Held in the case of Hunt vs Luck 1902.

Principle of notice has been incorporated under Sections 39, 40, 41, 43, 53 and 53-A of the Transfer of Froperty Act. Apart from this, Section 27 of Specific Relief Act, 1872 and Section 91 of Trust Act, 1882 also provide this principle.

The registration of the documents act as a notice to the public at large.

The registration is basically a public record which is open to the general public so that they can enquire about the details of any property and the ownership thereof.
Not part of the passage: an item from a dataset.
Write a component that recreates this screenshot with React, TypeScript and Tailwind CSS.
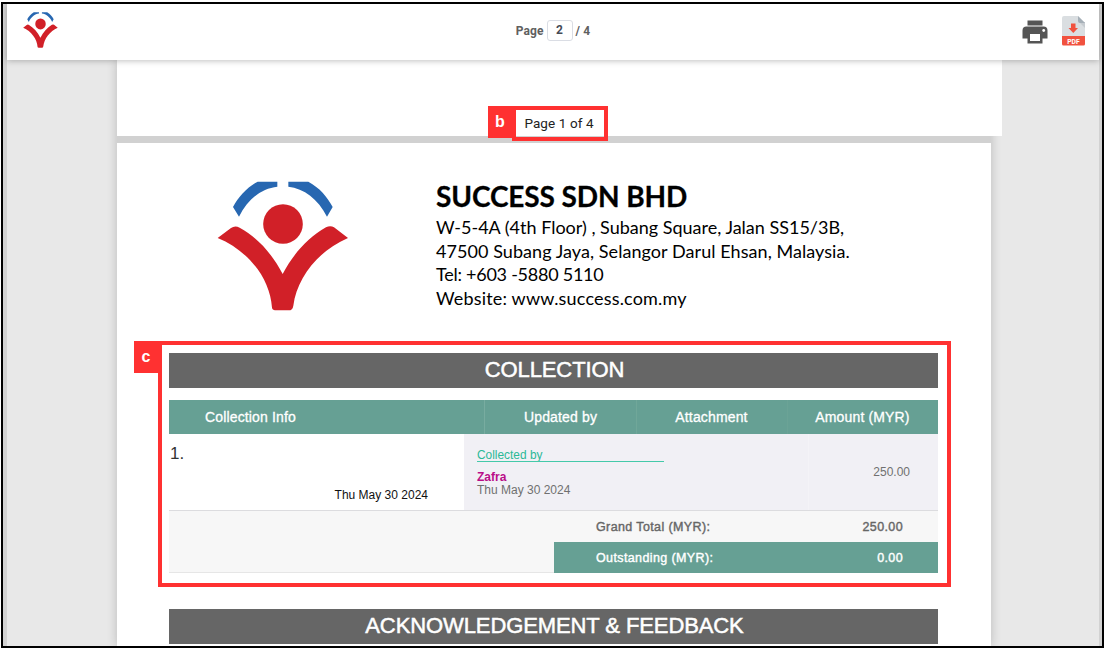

No doubt, registration should be complete in all aspects meaning thereby the details have been entered into the books of the registrar, the details have been entered in the index.

And if the property lies within two district then even if the registrar register in one District still it would be a notice because as per the registration act the copy would also be sent to the other district.

Registration, is a notice or not, is a question of fact and not a question of law which depends in the circumstances of each case. Tilakdhari v. Khedanlal, AIR 1921 .

Document and instrument.

Document would be find in evidence act or in general clauses act also. Instrument also is the part of document. Document can be, any substance, a paper, metal plate, clothes, plastic etcetera. When all used for the purpose of recording of evidence then it would become a document.

Document and Instrument

Instrument is also a document but this is basically guiding or creating or giving rights and liabilities of parties. All instruments are documents but all documents or not instruments.

Unilateral and bilateral document.

Unilateral document signed by the one party for example will, gift deed, some lease deeds which only one party sign. These are called rent notes or Kabuliyat.

Bilateral document signed by the two parties. For example sale deed, lease deed.

Testamentary and non testamentary document or instrument.

Will is only the example of testamentary document.

Testamentary document:  It does not operate immediately. Generally it may be revokable. for example a person above 18 years can make a will as many times as he wants. One can revoke the will till his last breath. But the last Will will prevail. It is not intervivos.

Instrument generally means non testamentary instruments. But why does it so?

Non testamentary instrument. The TPA only defines the instrument to be a non-testamentary instrument. This is due to the fact that since TPA only governs the transfers “inter vivos” that is between two living persons. Therefore, the instruments between two living persons would only be taken into consideration and hence we have only non-testamentary instrument.